Training becomes very slow with these transforms.
I am training a CNN model with Augraphy and some other transforms. When I include just 4-5 Augraphy transforms with 10-20% probability, my training becomes ~10 times slower.
When I checked the htop, I noticed that load average was shooting up very high when using these transforms.
I tried to do few things but nothing helped in speeding the training, such as reducing num_workers, etc.
Please guide me on how can I overcome this issue.
Hi, could you include the snippet of code on how you using Augraphy in your training?
Sure, following is the flow.
Importing transforms
from augraphy.augmentations import ShadowCast, ReflectedLight, Folding....
Creating a wrapper around it
class GenericTransforms:
def __init__(self, transform, prob):
self.transform = transform
self.prob = prob
def __call__(self, img):
if torch.rand(1) < self.prob:
return self.transform(img)
return img
Folding_ = GenericTransforms(Folding(), prob=0.05)
ReflectedLight_ = GenericTransforms(ReflectedLight(), prob=0.1)
ShadowCast_ = GenericTransforms(ShadowCast(), prob=0.2)
# ....
Then I compose the transforms using torchvision.transforms
def _compose_transforms_from_config(transform_config):
preprocessing_transforms = []
transform_map = {'ReflectedLight': ReflectedLight_, 'Folding': Folding_, 'ShadowCast': ShadowCast_,...}
for transform in transform_config:
trans_type = transform_map[transform['Type']]
transform_instance = trans_type(**transform['Kwargs'])
preprocessing_transforms.append(transform_instance)
preprocess_transforms = transforms.Compose(preprocessing_transforms)
return preprocess_transforms
Then these transforms are used in dataset class.
def __getitem__(self, idx):
img = self.read_image(idx)
x = self.transforms(ecg)
return x, self.targets[idx]
Note: I am using other 5-6 custom transforms in same manner. But as I include augraphy transforms, training becomes too slow with load average shooting up. But ram is under control. I am training on a 20 core machine.
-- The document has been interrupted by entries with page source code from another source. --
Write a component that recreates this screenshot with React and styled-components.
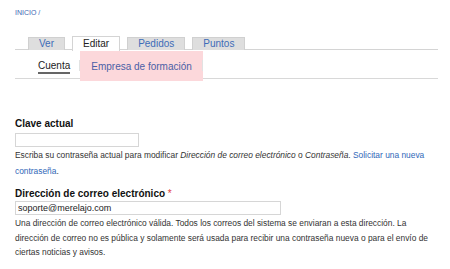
import React from "react";
import styled, { createGlobalStyle } from "styled-components";

const GlobalStyle = createGlobalStyle`
  html, body {
    margin: 0;
    padding: 0;
    background: #fff;
  }
  body {
    font-family: "Liberation Sans", Arial, sans-serif;
    color: #333;
  }
`;

const Page = styled.div`
  width: 425px;
  padding: 0 10px 0 15px;
`;

const Breadcrumb = styled.div`
  margin-top: 8px;
  font-size: 7px;
  line-height: 10px;
  color: #3a66b3;
`;

const Tabs = styled.ul`
  display: flex;
  gap: 7px;
  list-style: none;
  margin: 18px 0 0;
  padding: 0 0 0 13px;
  height: 13px;
  width: 410px;
  border-bottom: 1px solid #d4d4d4;
`;

const Tab = styled.li`
  padding: 0 10px;
  height: ${(p) => (p.$active ? "14px" : "12px")};
  margin-top: ${(p) => (p.$active ? "0" : "1px")};
  font-size: 10px;
  line-height: ${(p) => (p.$active ? "13px" : "12px")};
  color: ${(p) => (p.$active ? "#222" : "#3d6cb8")};
  background: ${(p) => (p.$active ? "#fff" : "#dedede")};
  border: 1px solid ${(p) => (p.$active ? "#d4d4d4" : "#d0d0d0")};
  border-bottom: none;
`;

const SubTabs = styled.ul`
  display: flex;
  list-style: none;
  margin: 0;
  padding: 0 0 0 13px;
  height: 28px;
  width: 410px;
  border-bottom: 1px solid #d8d8d8;
`;

const SubTab = styled.li`
  position: relative;
  display: flex;
  align-items: center;
  align-self: flex-start;
  height: 30px;
  margin-top: 1px;
  padding: ${(p) => (p.$highlight ? "0 11px 0 11px" : "0 10px")};
  font-size: 10px;
  color: ${(p) => (p.$highlight ? "#4b5fa6" : "#222")};
  background: ${(p) => (p.$highlight ? "#fcd8db" : "transparent")};

  &::after {
    content: "";
    position: absolute;
    right: 0;
    top: 9px;
    width: 1px;
    height: 11px;
    background: #e2e2e2;
  }
`;

const Underlined = styled.span`
  line-height: 12px;
  margin-top: 2px;
  border-bottom: 2px solid #666;
`;

const Form = styled.form`
  margin-top: 39px;
`;

const Label = styled.label`
  display: block;
  font-size: 10px;
  font-weight: bold;
  line-height: 12px;
  color: #111;
  margin-top: ${(p) => p.$top || "0"};
`;

const Required = styled.span`
  color: #e2403f;
  font-weight: normal;
`;

const Input = styled.input`
  display: block;
  box-sizing: border-box;
  width: ${(p) => p.$width};
  height: 14px;
  margin: ${(p) => p.$gap} 0 0;
  padding: 0 2px;
  border: 1px solid #d6d6d6;
  font-family: "Liberation Sans", Arial, sans-serif;
  font-size: 9px;
  color: #222;
  outline: none;
`;

const Help = styled.div`
  font-size: 8.4px;
  line-height: ${(p) => p.$lh};
  color: #333;
  margin-top: ${(p) => p.$top || "0"};

  a {
    color: #2f67b8;
    text-decoration: none;
  }
`;

export default function App() {
  return (
    <>
      <GlobalStyle />
      <Page>
        <Breadcrumb>INICIO /</Breadcrumb>
        <Tabs>
          <Tab>Ver</Tab>
          <Tab $active>Editar</Tab>
          <Tab>Pedidos</Tab>
          <Tab>Puntos</Tab>
        </Tabs>
        <SubTabs>
          <SubTab>
            <Underlined>Cuenta</Underlined>
          </SubTab>
          <SubTab $highlight>Empresa de formación</SubTab>
        </SubTabs>
        <Form>
          <Label>Clave actual</Label>
          <Input type="password" $width="124px" $gap="3px" />
          <Help $lh="16px">
            Escriba su contraseña actual para modificar <em>Dirección de correo electrónico</em> o{" "}
            <em>Contraseña</em>. <a href="#">Solicitar una nueva contraseña</a>.
          </Help>
          <Label $top="9px">
            Dirección de correo electrónico <Required>*</Required>
          </Label>
          <Input type="text" defaultValue="soporte@merelajo.com" $width="266px" $gap="1px" />
          <Help $lh="14.5px" $top="1px">
            Una dirección de correo electrónico válida. Todos los correos del sistema se enviaran a
            esta dirección. La dirección de correo no es pública y solamente será usada para recibir
            una contraseña nueva o para el envío de ciertas noticias y avisos.
          </Help>
        </Form>
      </Page>
    </>
  );
}
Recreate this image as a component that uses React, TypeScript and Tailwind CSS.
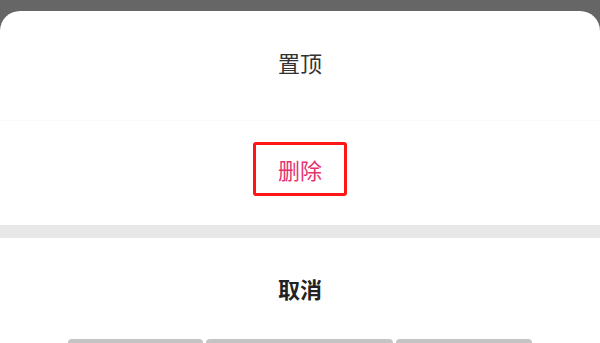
export default function App() {
  return (
    <div
      className="h-[343px] w-[600px] overflow-hidden bg-[#666666] pt-[11px]"
      style={{ fontFamily: '"Noto Sans CJK SC", "Noto Sans", sans-serif' }}
    >
      <div className="flex h-[332px] flex-col rounded-t-[20px] bg-white">
        <div className="flex h-[102px] items-center justify-center text-[22px] text-[#333333]">置顶</div>
        <div className="h-[7px]" />
        <div className="h-px bg-[#fafafa]" />
        <div className="flex h-[104px] flex-col items-center pt-[21px]">
          <div className="flex h-[54px] w-[94px] items-center justify-center rounded-[3px] border-[3px] border-[#ff1616] text-[22px] text-[#e5336f]">
            删除
          </div>
        </div>
        <div className="h-[13px] bg-[#e8e8e8]" />
        <div className="flex h-[101px] items-center justify-center text-[22px] font-bold text-[#222222]">取消</div>
        <div className="flex gap-[3px] pl-[68px]">
          <div className="h-[4px] w-[135px] rounded-t-sm bg-[#c4c4c4]" />
          <div className="h-[4px] w-[187px] rounded-t-sm bg-[#c4c4c4]" />
          <div className="h-[4px] w-[136px] rounded-t-sm bg-[#c4c4c4]" />
        </div>
      </div>
    </div>
  );
}
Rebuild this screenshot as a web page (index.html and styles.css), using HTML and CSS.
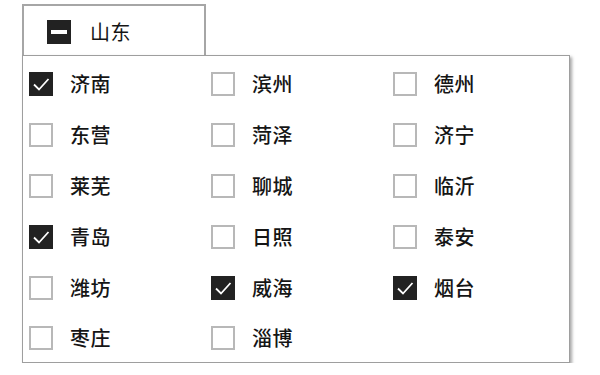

Please let me know of any other information is required.
By looking at the benchmark results: https://github.com/sparkfish/augraphy/tree/dev/benchmark
ReflectedLight is one of the slowest augmentation. I think you can try to remove that and see if the speed have increased? If speed is a concern, you may consider using only those augmentations with higher value of Img/sec.
I did that, I only considered the augmentation, for which Img/sec was more than or around 1. But did not help much in speeding.
I did that, I only considered the augmentation, for which
Img/secwas more than or around 1. But did not help much in speeding.
So probably you can let me know roughly your image size? Then i can try to reproduce this with the code above from my end too.
Thanks. The image size is around 900x1100.
I have narrowed down the issue.
As I mentioned, load average shoots up with these transforms. When I limit the threads used by Numpy and Opencv to 1, then the transforms run 5-6 times faster.
os.environ["OPENBLAS_NUM_THREADS"] = "1"
os.environ["MKL_NUM_THREADS"] = "1"
os.environ["OMP_NUM_THREADS"] = "1"
os.environ["NUMEXPR_NUM_THREADS"] = "1"
cv2.setNumThreads(1)
But the thread limiting is somehow not working for the subprocesses. Hence fetching data from dataloader is still slow as it spawns multiple workers.
When I limit the threads used by Numpy and Opencv to 1, then the transforms run 5-6 times faster.
Okay, and looks like your provided code above is not complete, what would be this transform_config?
Then in x = self.transforms(ecg), preprocess_transforms is used?
In your 20 cores machine, you uses multi GPUs too?
A minor correction in the code:
This is how the transforms are defined:
class Moire_:
def __init__(self, prob=0.15):
self.moire = Moire()
self.prob = prob
def __call__(self, img):
if torch.rand(1) < self.prob:
return self.moire(img)
return img
This is how transform config look like:
- Type: ReflectedLight
Kwargs: {}
- Type: DirtyDrum
Kwargs: {}
- Type: Folding
Kwargs: {}
We use 2 GPUs to train.
I tried with colab with image size of (1100,1100,3) but i only see an increase of 30% processing time with Augraphy, and that is with probability of 1 with all 3 augmentations.
Here's the notebooks: https://drive.google.com/drive/folders/1kaUWqVY5xKhKzDJP2zyiDoyOWtgtpVQU?usp=sharing
Probably there's some overhead in the custom augmentation functions in multi gpu or multi cores. Have you try with other created augmentation function instead of Augraphy?